Rust library for walking directories recursively.
The Unlicense
1.21k stars 106 forks source link

`filter_entry` misbehaves when `contents_first` is enabled #171

Open selendym opened 1 year ago

selendym commented 1 year ago

Hello.

It seems that when contents_first is enabled, filter_entry misbehaves when the deferred directories are filtered out.

Example:

fn main() {
    let _ = std::fs::create_dir_all("/tmp/walkdir/foo");
    let _ = std::fs::create_dir_all("/tmp/walkdir/bar");
    let _ = std::fs::File::create("/tmp/walkdir/foo/file");
    let _ = std::fs::File::create("/tmp/walkdir/bar/file");

    println!("Without filter_entry:");
    for entry in walkdir::WalkDir::new("/tmp/walkdir")
        .contents_first(true)
        .into_iter()
    {
        println!("  {entry:?}");
    }

    println!("With filter_entry:");
    for entry in walkdir::WalkDir::new("/tmp/walkdir")
        .contents_first(true)
        .into_iter()
        .filter_entry(|entry| !entry.file_type().is_dir())
    {
        println!("  {entry:?}");
    }
}

Output:

Without filter_entry:
  Ok(DirEntry("/tmp/walkdir/bar/file"))
  Ok(DirEntry("/tmp/walkdir/bar"))
  Ok(DirEntry("/tmp/walkdir/foo/file"))
  Ok(DirEntry("/tmp/walkdir/foo"))
  Ok(DirEntry("/tmp/walkdir"))
With filter_entry:
  Ok(DirEntry("/tmp/walkdir/bar/file"))

Expected output for the latter part:

With filter_entry:
  Ok(DirEntry("/tmp/walkdir/bar/file"))
  Ok(DirEntry("/tmp/walkdir/foo/file"))

This seems to be caused by double popping IntoIter.stack_list:

As a fix, a check for contents_first in https://github.com/BurntSushi/walkdir/blob/master/src/lib.rs#L1051 could perhaps work.
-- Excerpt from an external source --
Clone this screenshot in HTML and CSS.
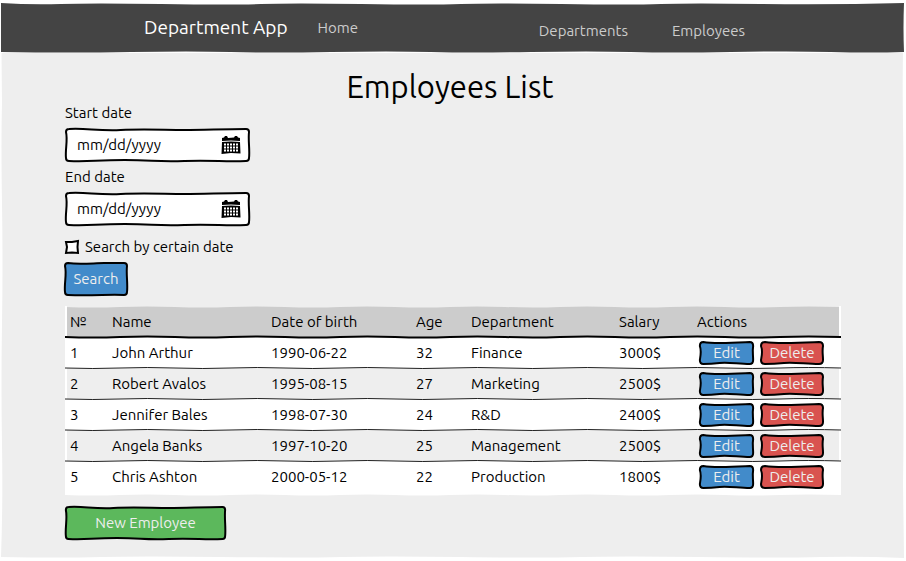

This would not fix direct usage of skip_current_dir, however.

Best regards.

kartonrad commented 1 year ago

This also happens when setting .follow_symlinks(false), while filtering out hidden entries, and then encountering a hidden symlink on windows

filter_entries tries to delete the entry twice, wich leads to the iterator exiting the current folder without looking at any other entries

kartonrad commented 1 year ago

just ran into this by chance

kenchou commented 7 months ago

I encountered a similar issue.

test case:

mkdir -p /tmp/test-walkdir/{a,b,c}
for entry in walkdir::WalkDir::new("/tmp/test-walkdir")
    .contents_first(true)
    .sort_by(|a, b| a.file_name().cmp(&b.file_name()))
    .filter_entry(|e| e.file_name().to_string_lossy() != "a")
    .into_iter()
{
    println!("{}", entry.path().display());
}

output:

/tmp/test-walkdir

missing items b, c

output after change filter to .filter_entry(|e| e.file_name().to_string_lossy() != "b")

/tmp/test-walkdir/a
/tmp/test-walkdir

missing item c

It seems to have broken the iterator after encountering a filtered entry.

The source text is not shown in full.